I saw your ast_as_lib branch of SDC, but didn't dig deeper.
May 11, 2012
On 2012-05-11 14:07, Roman D. Boiko wrote:
> On Friday, 11 May 2012 at 11:49:23 UTC, Jacob Carlborg wrote:

>> Found it now, "calculateFor". It not sure if it's the most intuitive
>> name though. I get the feeling: "calculate what?".

> calculateLocation was original name, but I don't like repeating return
> type in method names, I decided to change it so that it is clear that
> another renaming is needed ;) Any suggestions?
>

My original suggestion was to have the functionality in Token, which would have made for intuitive names: line, column and file. But since you didn't like that I have to give it some thought.

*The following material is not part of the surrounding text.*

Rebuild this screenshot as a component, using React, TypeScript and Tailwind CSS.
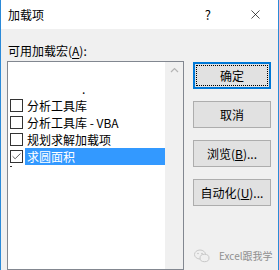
import { Check, X } from 'lucide-react';

const FONT = '"Noto Sans CJK SC", "Liberation Sans", sans-serif';

const ITEMS = [
  { name: '分析工具库', checked: false },
  { name: '分析工具库 - VBA', checked: false },
  { name: '规划求解加载项', checked: false },
  { name: '求圆面积', checked: true },
];

function CheckBox({ checked }: { checked: boolean }) {
  return (
    <div className="w-[13px] h-[13px] border border-[#333333] bg-white flex items-center justify-center shrink-0">
      {checked && <Check size={11} strokeWidth={1.6} className="text-[#222222]" />}
    </div>
  );
}

function Btn({ label, def }: { label: React.ReactNode; def?: boolean }) {
  return (
    <div
      className={`relative h-[27px] w-[78px] flex items-center justify-center text-[12px] text-black bg-[#e1e1e1] ${
        def ? 'border-2 border-[#0078d7]' : 'border border-[#adadad]'
      }`}
    >
      {def && <div className="absolute inset-[1px] border border-dotted border-black" />}
      <span className="relative">{label}</span>
    </div>
  );
}

export default function App() {
  return (
    <div
      className="relative w-[279px] h-[270px] overflow-hidden bg-[#f0f0f0] border-l border-r border-[#2b8ad8] flex flex-col"
      style={{ fontFamily: FONT }}
    >
      {/* Barra de título */}
      <div className="h-[29px] bg-white flex items-center pl-[7px] shrink-0">
        <span className="text-[12px] text-black">加载项</span>
        <span className="ml-auto text-[13px] text-black mr-[37px]">?</span>
        <X size={15} strokeWidth={1.1} className="text-black mr-[15px]" />
      </div>

      {/* Etiqueta */}
      <div className="pl-[7px] pt-[14px] h-[32px] text-[12px] leading-[16px] text-black shrink-0">
        可用加载宏(<span className="underline underline-offset-2">A</span>):
      </div>

      {/* Cuerpo */}
      <div className="flex flex-1 pl-[6px] min-h-0">
        <div className="w-[177px] border border-[#828790] bg-white flex min-h-0">
          <div className="flex-1 flex flex-col pt-[18px] pl-[2px]">
            <div className="h-[17px] text-[12px] leading-[17px] pl-[72px] text-black">.</div>
            {ITEMS.map((it) => (
              <div key={it.name} className="h-[17px] flex items-center">
                <CheckBox checked={it.checked} />
                <span
                  className={`ml-[2px] pl-[2px] h-[17px] leading-[17px] text-[12px] ${
                    it.checked ? 'bg-[#3399ff] text-white flex-1' : 'text-black'
                  }`}
                >
                  {it.name}
                </span>
              </div>
            ))}
            <div className="mt-[1px] w-[2px] h-[1px] bg-[#333333]" />
          </div>
          <div className="w-[18px] bg-[#f0f0f0] flex justify-center pt-[5px]">
            <svg width="9" height="6" viewBox="0 0 9 6">
              <path d="M1 5 L4.5 1.5 L8 5" stroke="#b5b5b5" strokeWidth="1.2" fill="none" />
            </svg>
          </div>
        </div>

        <div className="ml-[9px] pt-[1px] flex flex-col gap-[12px]">
          <Btn label="确定" def />
          <Btn label="取消" />
          <Btn label={<>浏览(<span className="underline">B</span>)...</>} />
          <Btn label={<>自动化(<span className="underline">U</span>)...</>} />
        </div>
      </div>

      {/* Marca de agua */}
      <div className="absolute left-[193px] top-[249px] flex items-center gap-[9px]">
        <svg width="16" height="14" viewBox="0 0 16 14">
          <ellipse cx="6" cy="5.5" rx="5.5" ry="4.5" fill="none" stroke="#c8c8c8" strokeWidth="1" />
          <ellipse cx="10.5" cy="9" rx="4.5" ry="3.7" fill="#f0f0f0" stroke="#c8c8c8" strokeWidth="1" />
          <circle cx="4" cy="4.5" r="0.7" fill="#bbbbbb" />
          <circle cx="8" cy="4.5" r="0.7" fill="#bbbbbb" />
        </svg>
        <span className="text-[10px] text-[#8f8f8f] leading-[14px]">Excel跟我学</span>
      </div>
    </div>
  );
}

>> I guess I'll have to wait for that then :)
> I'll try to do that ahead of roadmap, it is important.

Cool.

-- 
/Jacob Carlborg
May 11, 2012
On Friday, 11 May 2012 at 12:55:58 UTC, Jacob Carlborg wrote:
> On 2012-05-11 14:07, Roman D. Boiko wrote:
>> On Friday, 11 May 2012 at 11:49:23 UTC, Jacob Carlborg wrote:
>
>>> Found it now, "calculateFor". It not sure if it's the most intuitive
>>> name though. I get the feeling: "calculate what?".
>
>> calculateLocation was original name, but I don't like repeating return
>> type in method names, I decided to change it so that it is clear that
>> another renaming is needed ;) Any suggestions?
>>
>
> My original suggestion was to have the functionality in Token, which would have made for intuitive names: line, column and file. But since you didn't like that I have to give it some thought.

What about the following signature: Location locate(size_t index)?
Or even better:
alias size_t CodeUnitIndex;
Location locateFor(CodeUnitIndex position);

The problem with placing it in Token is that Token should not know anything about source as a whole.